I tried to find out what Oppenheimer’s thoughts were while it was all happening. He had this to say in 1945:
“But when you come right down to it the reason that we did this job is because it was an organic necessity. If you are a scientist you cannot stop such a thing. if you are a scientist you believe that it is good to find out how the world works; that it is good to find to what the realities are; that it is good to turn over to mankind at large the greatest possible power to control the world and to deal with it according to its lights and its values.”
To be fair to The Martian, it is not like that book can portray the darker side of science; the nature of the narrative simply precludes it. Nor does lack of that portrayal make it a bad book because, as I have said, that is simply not in the nature of the narrative. It also helps to have books like The Martian, that offer positive portrayals of science in a world where anti-intellectualism and anti-scientific thought are on the rise.

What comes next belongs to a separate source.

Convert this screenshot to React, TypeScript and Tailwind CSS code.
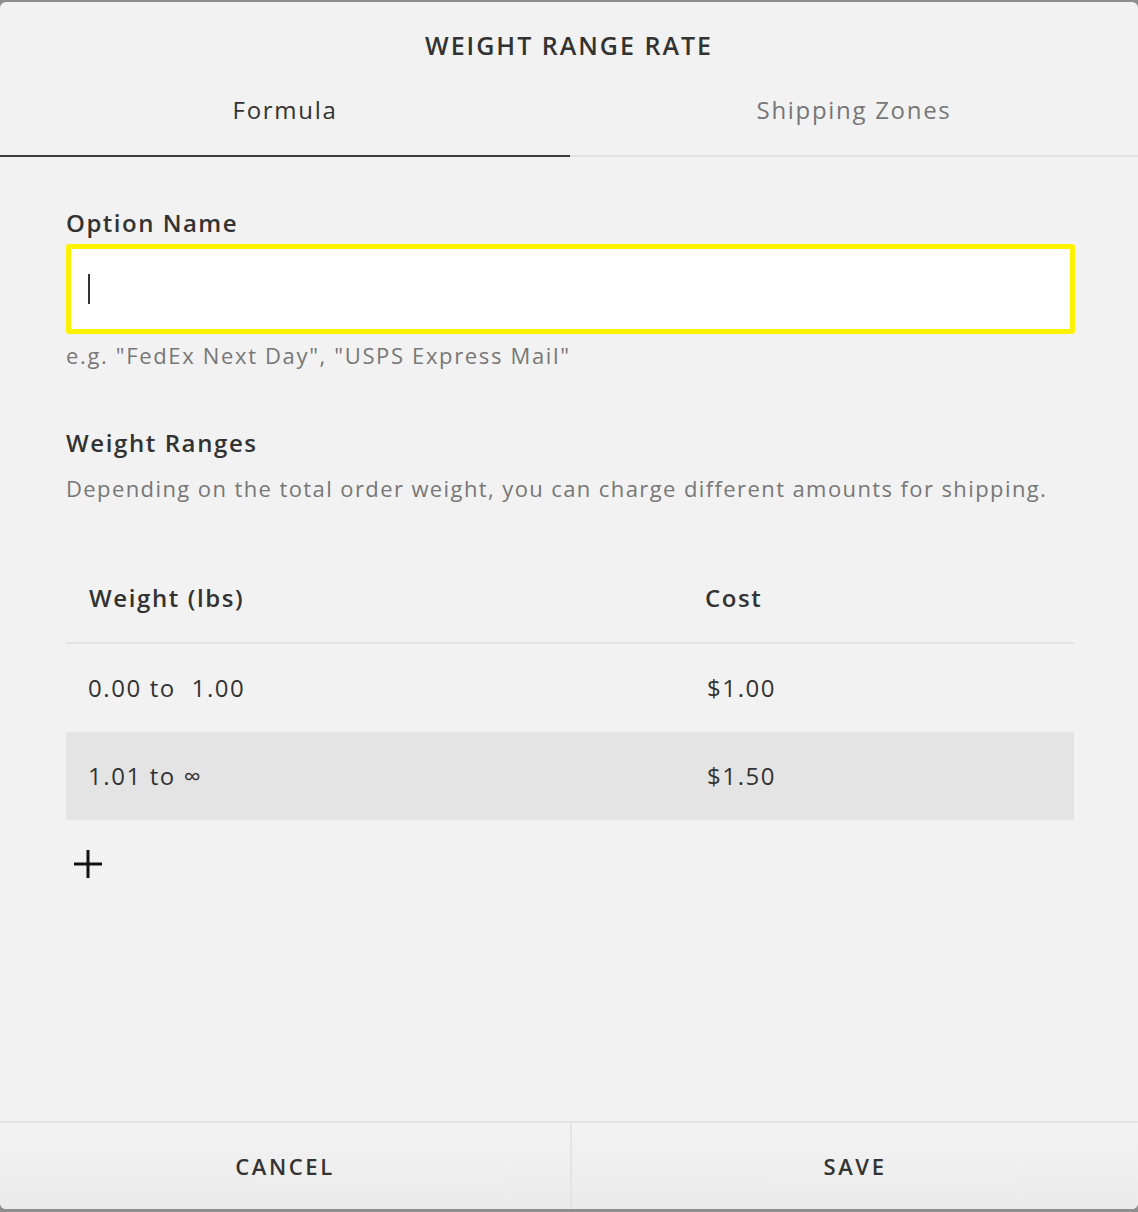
const rows = [
  { range: "0.00 to  1.00", cost: "$1.00", shaded: false },
  { range: "1.01 to ∞", cost: "$1.50", shaded: true },
];

const Tab = ({ label, active }: { label: string; active?: boolean }) => (
  <button
    className={
      active
        ? "w-[570px] h-[97px] pt-[5px] flex items-center justify-center border-b-2 border-[#3c3c3c] text-[#333]"
        : "flex-1 h-[97px] pt-[5px] flex items-center justify-center border-b-2 border-[#e2e2e2] text-[#777]"
    }
  >
    {label}
  </button>
);

export default function App() {
  return (
    <div
      className="h-[1212px] bg-[#8e8e8e] pt-[2px] pb-[3px]"
      style={{ fontFamily: "'Open Sans', 'Liberation Sans', sans-serif" }}
    >
      <div className="h-full rounded-[6px] bg-[#f2f2f2] flex flex-col overflow-hidden">
        {/* header */}
        <h1 className="pt-[28px] text-center text-[25px] font-semibold tracking-[2px] text-[#333] leading-[30px]">
          WEIGHT RANGE RATE
        </h1>
        <div className="flex text-[24px] tracking-[1.7px]">
          <Tab label="Formula" active />
          <Tab label="Shipping Zones" />
        </div>

        {/* body */}
        <div className="flex-1 pl-[66px] pr-[63px] pt-[51px]">
          <label className="block text-[24px] tracking-[1.5px] font-semibold text-[#333] leading-[30px]">
            Option Name
          </label>
          <div className="mt-[6px] h-[90px] rounded-[3px] border-[5px] border-[#fff200] bg-white flex items-center pl-[17px]">
            <span className="block w-[2px] h-[30px] bg-[#333]" />
          </div>
          <p className="mt-[8px] text-[22px] tracking-[1.65px] text-[#777] leading-[26px]">
            e.g. "FedEx Next Day", "USPS Express Mail"
          </p>

          <h2 className="mt-[60px] text-[24px] tracking-[1.6px] font-semibold text-[#333] leading-[30px]">
            Weight Ranges
          </h2>
          <p className="mt-[17px] text-[22px] tracking-[1.4px] text-[#777] leading-[26px]">
            Depending on the total order weight, you can charge different amounts for shipping.
          </p>

          <div className="mt-[53px] mr-[1px] text-[24px] tracking-[1.6px] text-[#333]">
            <div className="grid grid-cols-[616px_1fr] h-[90px] items-center border-b-2 border-[#e4e4e4] px-[23px] font-semibold">
              <span>Weight (lbs)</span>
              <span>Cost</span>
            </div>
            {rows.map((row) => (
              <div
                key={row.cost}
                className={
                  row.shaded
                    ? "grid grid-cols-[619px_1fr] h-[88px] items-center px-[22px] bg-[#e4e4e4]"
                    : "grid grid-cols-[619px_1fr] h-[88px] items-center px-[22px]"
                }
              >
                <span className="whitespace-pre">{row.range}</span>
                <span>{row.cost}</span>
              </div>
            ))}
          </div>
          <button className="mt-[30px] ml-[8px] block">
            <svg width="28" height="28" viewBox="0 0 28 28">
              <path d="M14 0v28M0 14h28" stroke="#111" strokeWidth="3" />
            </svg>
          </button>
        </div>

        {/* footer */}
        <div className="h-[88px] flex border-t-2 border-[#e4e4e4] bg-gradient-to-b from-[#f3f3f3] to-[#ebebeb] text-[22px] font-semibold tracking-[2.6px] text-[#333]">
          <button className="w-[570px]">CANCEL</button>
          <div className="w-[2px] bg-[#e4e4e4]" />
          <button className="flex-1">SAVE</button>
        </div>
      </div>
    </div>
  );
}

But it also helps to have books like Sleeping Giants as well. After all, science itself is neither good nor bad, but the people who use it, who control it and hold power over how and when and why it is used, can be. Science is a tool, but whether or not its discoveries help or harm humanity will always depend on who is in control of those discoveries. This novel tackles that head-on, addressing the consequences of leaving science in the hands of those who would use it for their own ends: a timely message, considering the world’s current political climate.
Overall, Sleeping Giants is an excellent start to a new series, one that attempts to understand not only the light, but the dark side of scientific inquiry. It is a reminder of how science can be used, not only for the good of humanity, but also to its detriment – depending, always, on who is holding the reins. I look forward to finding out where Neuvel takes this story, and the next book cannot come out soon enough.